*WHAT YOU WILL DO*. Extract, in full, the lines below, beginning at the first and ending with the line that contains "import React from". Pictures do not belong in the copy.

*DATASET EXCERPT*.
****************************************
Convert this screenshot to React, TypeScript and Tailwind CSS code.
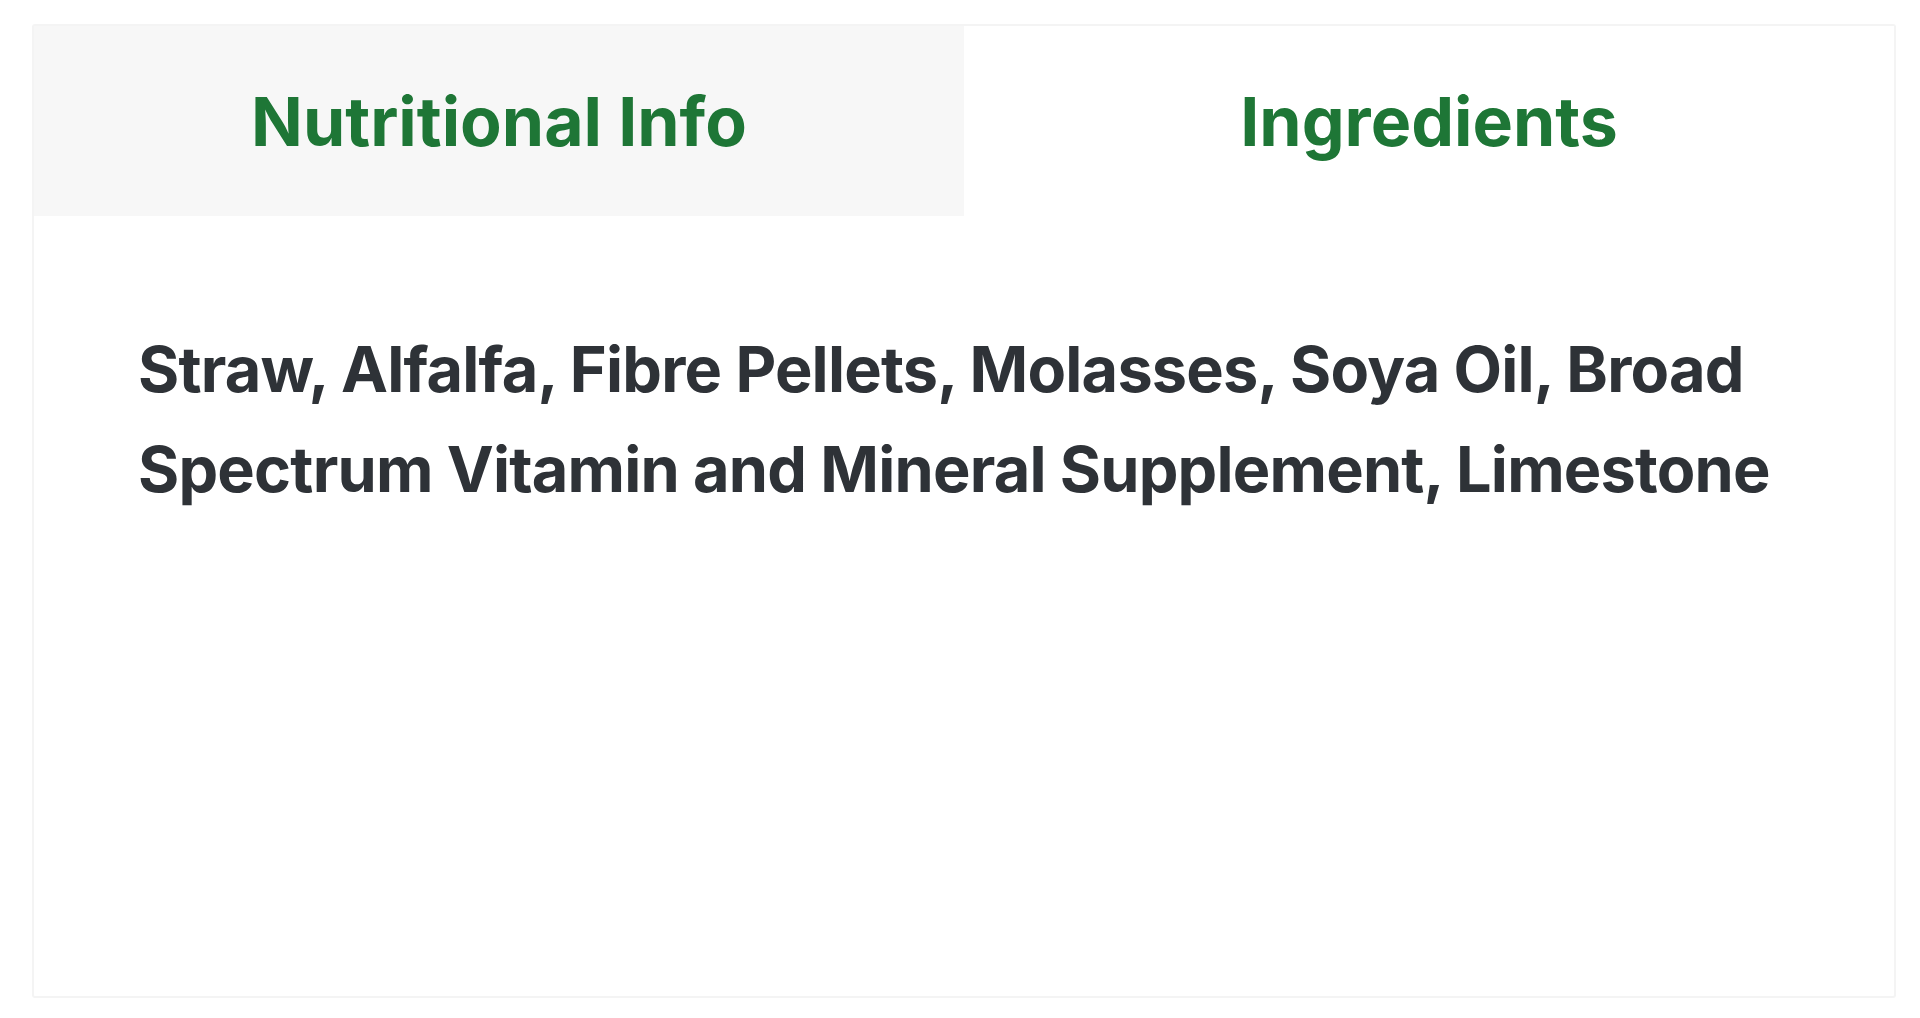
import React from "react";

export default function App() {
  return (
    <div className="w-[1920px] h-[1018px] bg-white pt-[24px] pl-[32px]" style={{ fontFamily: "Inter, 'Noto Sans', sans-serif" }}>
      <div className="w-[1864px] h-[974px] border-2 border-[#f4f4f4] rounded-[3px] bg-white flex flex-col">
        <div className="flex h-[190px]">
          <div className="flex-1 bg-[#f7f7f7] flex items-center justify-center">
            <span className="text-[68px] font-bold text-[#1e7636]">Nutritional Info</span>
          </div>
          <div className="flex-1 bg-white flex items-center justify-center">
            <span className="text-[68px] font-bold text-[#1e7636]">Ingredients</span>
          </div>
        </div>
        <div className="pt-[103px] pl-[104px] pr-[80px]">
          <p className="text-[63px] leading-[100px] font-bold text-[#2e3237] tracking-[-0.8px]">
            Straw, Alfalfa, Fibre Pellets, Molasses, Soya Oil, Broad Spectrum Vitamin and Mineral Supplement, Limestone
          </p>
        </div>
      </div>
    </div>
  );
}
****************************************
*SOLUTION*.
Convert this screenshot to React, TypeScript and Tailwind CSS code.
import React from "react";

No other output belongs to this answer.